- Challenge: How many lines in the records below contain the word "this"? Give only the number.

- Rows from a dataset of pages and code:
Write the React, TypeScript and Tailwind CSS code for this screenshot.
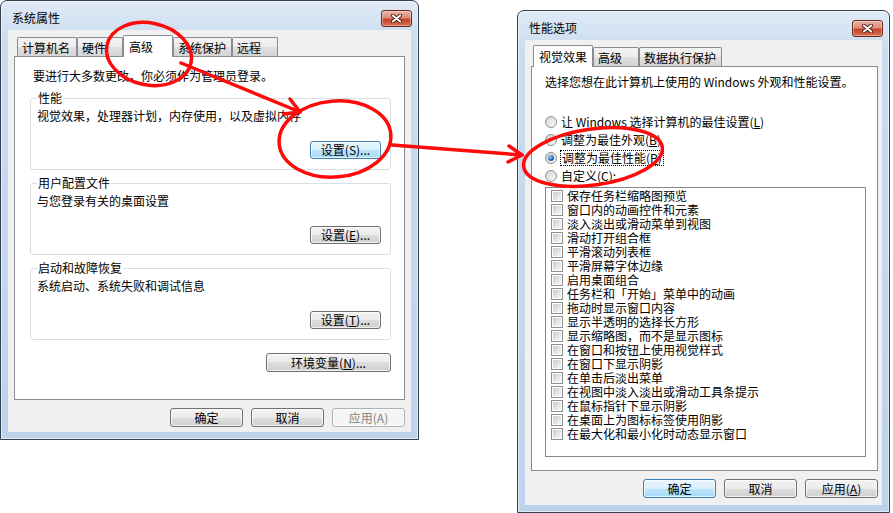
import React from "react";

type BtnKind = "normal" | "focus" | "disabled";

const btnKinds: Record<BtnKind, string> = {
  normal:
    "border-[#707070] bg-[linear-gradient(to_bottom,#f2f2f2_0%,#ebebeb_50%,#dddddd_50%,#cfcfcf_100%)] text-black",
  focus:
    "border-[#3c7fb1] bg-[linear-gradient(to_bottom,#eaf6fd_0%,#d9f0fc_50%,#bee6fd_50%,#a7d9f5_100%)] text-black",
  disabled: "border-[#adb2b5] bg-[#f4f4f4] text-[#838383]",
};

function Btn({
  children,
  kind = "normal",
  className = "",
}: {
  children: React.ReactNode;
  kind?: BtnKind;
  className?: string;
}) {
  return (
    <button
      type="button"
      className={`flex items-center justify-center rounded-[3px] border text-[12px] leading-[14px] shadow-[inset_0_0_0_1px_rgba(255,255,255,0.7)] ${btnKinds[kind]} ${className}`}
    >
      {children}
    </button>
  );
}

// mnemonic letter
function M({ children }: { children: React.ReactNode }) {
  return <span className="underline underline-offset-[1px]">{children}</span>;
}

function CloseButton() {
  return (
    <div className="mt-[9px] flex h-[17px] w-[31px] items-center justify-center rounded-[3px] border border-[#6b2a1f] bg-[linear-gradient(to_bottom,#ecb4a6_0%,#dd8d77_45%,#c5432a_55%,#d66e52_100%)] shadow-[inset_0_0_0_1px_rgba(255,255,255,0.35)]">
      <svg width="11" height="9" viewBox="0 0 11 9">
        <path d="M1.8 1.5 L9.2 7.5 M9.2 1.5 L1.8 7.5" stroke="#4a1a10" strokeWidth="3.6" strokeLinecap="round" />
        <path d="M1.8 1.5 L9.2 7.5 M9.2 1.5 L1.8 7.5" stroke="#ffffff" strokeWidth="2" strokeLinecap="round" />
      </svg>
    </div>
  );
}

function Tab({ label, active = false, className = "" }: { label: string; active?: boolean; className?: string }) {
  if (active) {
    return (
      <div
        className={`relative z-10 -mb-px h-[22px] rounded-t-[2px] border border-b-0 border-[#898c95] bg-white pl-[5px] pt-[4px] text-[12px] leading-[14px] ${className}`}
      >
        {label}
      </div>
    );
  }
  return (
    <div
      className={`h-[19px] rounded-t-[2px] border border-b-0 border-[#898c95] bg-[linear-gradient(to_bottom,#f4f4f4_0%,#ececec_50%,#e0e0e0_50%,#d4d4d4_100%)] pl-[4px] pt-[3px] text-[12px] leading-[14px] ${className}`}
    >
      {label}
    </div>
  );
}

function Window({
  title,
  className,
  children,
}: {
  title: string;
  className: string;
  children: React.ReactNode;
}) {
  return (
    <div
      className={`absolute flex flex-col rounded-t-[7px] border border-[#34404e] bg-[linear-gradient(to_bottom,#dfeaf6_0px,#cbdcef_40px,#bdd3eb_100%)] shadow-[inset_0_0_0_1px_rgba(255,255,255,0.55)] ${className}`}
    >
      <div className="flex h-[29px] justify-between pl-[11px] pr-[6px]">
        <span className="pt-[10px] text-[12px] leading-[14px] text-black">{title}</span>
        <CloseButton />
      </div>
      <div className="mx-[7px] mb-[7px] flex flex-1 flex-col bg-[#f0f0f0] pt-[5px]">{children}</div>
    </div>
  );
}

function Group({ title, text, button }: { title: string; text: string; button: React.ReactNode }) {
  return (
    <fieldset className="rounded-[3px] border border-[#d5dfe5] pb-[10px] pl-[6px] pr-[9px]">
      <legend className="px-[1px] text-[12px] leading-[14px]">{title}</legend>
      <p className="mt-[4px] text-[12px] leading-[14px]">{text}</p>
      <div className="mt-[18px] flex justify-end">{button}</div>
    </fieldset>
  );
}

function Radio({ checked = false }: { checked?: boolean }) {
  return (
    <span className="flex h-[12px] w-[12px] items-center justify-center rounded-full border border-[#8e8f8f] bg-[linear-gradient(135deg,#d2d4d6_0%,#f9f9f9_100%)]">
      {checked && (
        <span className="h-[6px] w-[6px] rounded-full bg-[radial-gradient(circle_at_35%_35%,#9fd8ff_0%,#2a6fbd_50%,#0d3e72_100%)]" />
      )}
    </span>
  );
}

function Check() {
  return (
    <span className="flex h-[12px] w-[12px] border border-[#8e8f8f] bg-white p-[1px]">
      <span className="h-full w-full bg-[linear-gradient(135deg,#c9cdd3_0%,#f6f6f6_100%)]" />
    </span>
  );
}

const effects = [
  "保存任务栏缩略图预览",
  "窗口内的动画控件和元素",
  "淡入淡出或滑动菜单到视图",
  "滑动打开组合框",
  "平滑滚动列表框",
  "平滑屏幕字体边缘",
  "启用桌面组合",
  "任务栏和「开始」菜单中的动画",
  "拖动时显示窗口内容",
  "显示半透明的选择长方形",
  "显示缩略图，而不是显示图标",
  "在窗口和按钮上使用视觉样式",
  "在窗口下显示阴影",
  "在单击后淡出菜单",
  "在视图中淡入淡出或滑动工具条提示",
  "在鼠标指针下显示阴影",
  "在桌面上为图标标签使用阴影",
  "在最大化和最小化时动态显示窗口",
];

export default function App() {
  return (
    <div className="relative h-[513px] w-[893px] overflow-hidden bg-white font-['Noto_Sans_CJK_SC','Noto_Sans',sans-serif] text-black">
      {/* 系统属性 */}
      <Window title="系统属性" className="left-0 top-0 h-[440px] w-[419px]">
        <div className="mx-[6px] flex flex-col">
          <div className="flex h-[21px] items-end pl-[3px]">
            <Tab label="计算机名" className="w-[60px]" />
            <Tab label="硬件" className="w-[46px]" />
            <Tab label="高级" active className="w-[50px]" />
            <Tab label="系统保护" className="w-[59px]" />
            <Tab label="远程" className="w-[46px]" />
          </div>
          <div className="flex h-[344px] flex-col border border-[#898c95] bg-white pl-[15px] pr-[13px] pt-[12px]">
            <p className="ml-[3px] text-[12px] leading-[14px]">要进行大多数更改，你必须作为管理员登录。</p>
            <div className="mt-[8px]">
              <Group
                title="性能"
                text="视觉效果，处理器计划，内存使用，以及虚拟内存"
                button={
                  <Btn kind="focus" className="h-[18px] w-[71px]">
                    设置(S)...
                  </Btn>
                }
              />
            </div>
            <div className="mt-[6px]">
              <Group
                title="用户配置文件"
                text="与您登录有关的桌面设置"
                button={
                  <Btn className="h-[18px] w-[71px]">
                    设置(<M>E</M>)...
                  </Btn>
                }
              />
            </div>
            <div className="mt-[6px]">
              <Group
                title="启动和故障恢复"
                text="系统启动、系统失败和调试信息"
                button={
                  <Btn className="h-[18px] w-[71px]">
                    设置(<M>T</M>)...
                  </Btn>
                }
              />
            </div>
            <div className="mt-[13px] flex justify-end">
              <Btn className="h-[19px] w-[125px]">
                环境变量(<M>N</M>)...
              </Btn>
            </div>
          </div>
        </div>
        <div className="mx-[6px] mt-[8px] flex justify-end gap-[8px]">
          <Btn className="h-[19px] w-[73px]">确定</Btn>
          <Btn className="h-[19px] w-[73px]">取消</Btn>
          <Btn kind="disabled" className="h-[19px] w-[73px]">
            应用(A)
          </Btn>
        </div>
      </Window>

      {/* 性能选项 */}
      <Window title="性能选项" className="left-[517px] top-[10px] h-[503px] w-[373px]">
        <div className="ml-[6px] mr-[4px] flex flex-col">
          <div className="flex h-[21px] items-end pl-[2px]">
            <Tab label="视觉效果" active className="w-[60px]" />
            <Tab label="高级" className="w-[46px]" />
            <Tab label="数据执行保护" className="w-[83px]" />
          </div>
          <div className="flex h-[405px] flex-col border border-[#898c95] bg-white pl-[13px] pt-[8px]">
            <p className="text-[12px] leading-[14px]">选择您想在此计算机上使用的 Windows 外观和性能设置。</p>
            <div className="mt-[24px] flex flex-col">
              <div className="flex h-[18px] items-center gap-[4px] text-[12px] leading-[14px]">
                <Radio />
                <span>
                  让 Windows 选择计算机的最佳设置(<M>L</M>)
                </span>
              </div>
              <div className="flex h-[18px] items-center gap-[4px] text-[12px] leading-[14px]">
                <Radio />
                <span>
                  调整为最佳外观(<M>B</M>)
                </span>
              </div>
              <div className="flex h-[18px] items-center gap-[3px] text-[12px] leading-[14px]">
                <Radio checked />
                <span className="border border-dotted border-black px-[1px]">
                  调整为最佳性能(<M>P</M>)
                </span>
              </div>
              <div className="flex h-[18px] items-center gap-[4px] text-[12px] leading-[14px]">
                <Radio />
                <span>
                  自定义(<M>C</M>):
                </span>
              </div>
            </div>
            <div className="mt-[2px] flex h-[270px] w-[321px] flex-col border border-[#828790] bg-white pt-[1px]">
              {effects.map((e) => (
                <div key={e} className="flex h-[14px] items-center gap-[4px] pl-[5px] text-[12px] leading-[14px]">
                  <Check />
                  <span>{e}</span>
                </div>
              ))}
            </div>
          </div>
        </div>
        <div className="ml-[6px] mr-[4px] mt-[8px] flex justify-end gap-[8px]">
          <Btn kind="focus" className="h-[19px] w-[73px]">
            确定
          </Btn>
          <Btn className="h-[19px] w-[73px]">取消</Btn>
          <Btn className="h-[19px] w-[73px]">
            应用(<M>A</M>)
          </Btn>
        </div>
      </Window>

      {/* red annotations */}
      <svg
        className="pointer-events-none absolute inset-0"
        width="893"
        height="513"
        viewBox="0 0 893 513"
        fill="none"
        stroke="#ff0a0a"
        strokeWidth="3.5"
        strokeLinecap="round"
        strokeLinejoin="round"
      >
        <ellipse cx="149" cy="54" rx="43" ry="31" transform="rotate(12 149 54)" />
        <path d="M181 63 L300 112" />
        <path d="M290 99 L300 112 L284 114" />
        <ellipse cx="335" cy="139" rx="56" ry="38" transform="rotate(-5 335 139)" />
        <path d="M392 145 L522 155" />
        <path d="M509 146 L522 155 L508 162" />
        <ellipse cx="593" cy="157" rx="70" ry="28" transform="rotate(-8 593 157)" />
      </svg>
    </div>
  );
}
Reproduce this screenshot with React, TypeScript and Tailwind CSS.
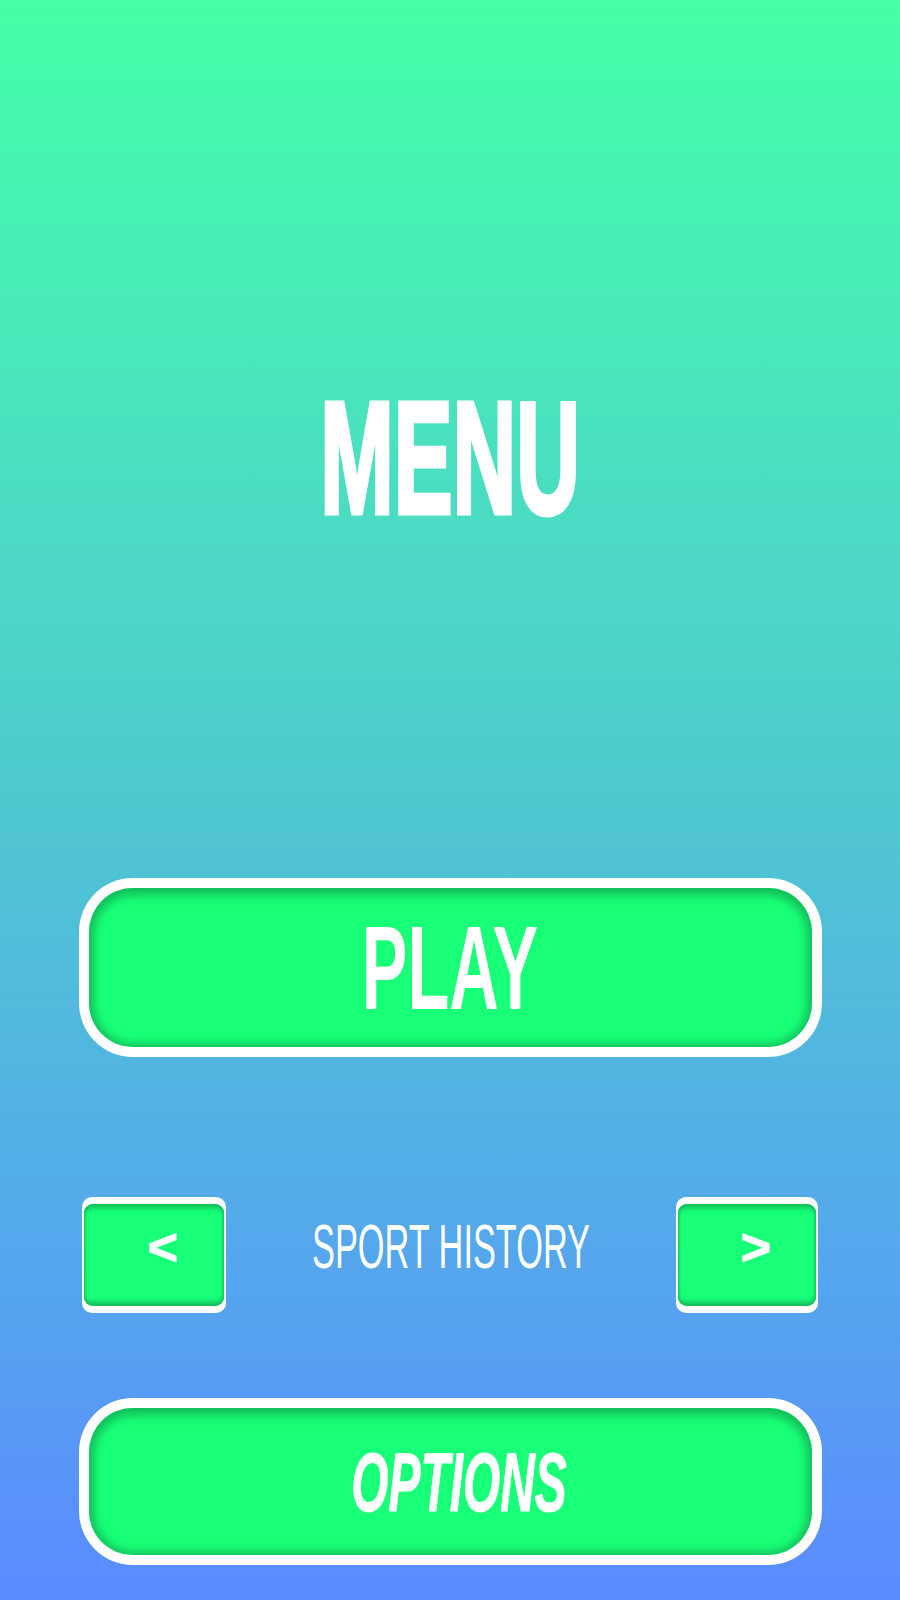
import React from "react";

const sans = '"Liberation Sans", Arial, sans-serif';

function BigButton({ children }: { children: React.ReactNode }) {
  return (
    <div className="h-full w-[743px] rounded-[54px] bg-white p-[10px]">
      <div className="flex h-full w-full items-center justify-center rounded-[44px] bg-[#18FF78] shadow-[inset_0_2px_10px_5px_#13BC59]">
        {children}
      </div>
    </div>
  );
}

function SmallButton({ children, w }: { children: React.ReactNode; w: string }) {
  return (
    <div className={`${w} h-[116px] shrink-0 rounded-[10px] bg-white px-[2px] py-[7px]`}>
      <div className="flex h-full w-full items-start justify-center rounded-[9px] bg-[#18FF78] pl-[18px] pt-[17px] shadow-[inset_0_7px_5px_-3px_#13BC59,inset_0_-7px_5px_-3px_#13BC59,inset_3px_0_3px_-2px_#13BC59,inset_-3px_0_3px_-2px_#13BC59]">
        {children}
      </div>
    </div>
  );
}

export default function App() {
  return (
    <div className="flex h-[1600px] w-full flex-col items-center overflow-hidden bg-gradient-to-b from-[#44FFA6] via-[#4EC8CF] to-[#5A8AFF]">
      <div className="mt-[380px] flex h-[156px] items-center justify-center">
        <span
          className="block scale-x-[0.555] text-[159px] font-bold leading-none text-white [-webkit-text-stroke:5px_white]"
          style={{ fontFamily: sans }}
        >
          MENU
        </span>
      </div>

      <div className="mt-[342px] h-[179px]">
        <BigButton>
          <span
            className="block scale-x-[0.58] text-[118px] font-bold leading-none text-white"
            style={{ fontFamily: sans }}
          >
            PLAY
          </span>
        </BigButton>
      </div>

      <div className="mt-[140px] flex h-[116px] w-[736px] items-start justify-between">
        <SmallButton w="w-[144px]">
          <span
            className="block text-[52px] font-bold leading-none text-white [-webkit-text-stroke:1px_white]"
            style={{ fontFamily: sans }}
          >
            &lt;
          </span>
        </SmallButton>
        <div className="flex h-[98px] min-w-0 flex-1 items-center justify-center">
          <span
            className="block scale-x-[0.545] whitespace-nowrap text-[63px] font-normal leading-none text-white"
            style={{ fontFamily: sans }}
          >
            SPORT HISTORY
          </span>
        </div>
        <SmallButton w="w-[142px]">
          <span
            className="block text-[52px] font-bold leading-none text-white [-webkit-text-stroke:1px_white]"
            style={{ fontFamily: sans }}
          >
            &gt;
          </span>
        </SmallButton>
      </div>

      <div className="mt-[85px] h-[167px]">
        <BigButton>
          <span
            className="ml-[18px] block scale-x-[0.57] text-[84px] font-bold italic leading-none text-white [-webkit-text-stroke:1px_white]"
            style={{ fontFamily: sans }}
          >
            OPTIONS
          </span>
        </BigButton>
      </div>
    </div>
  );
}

- Response below: 2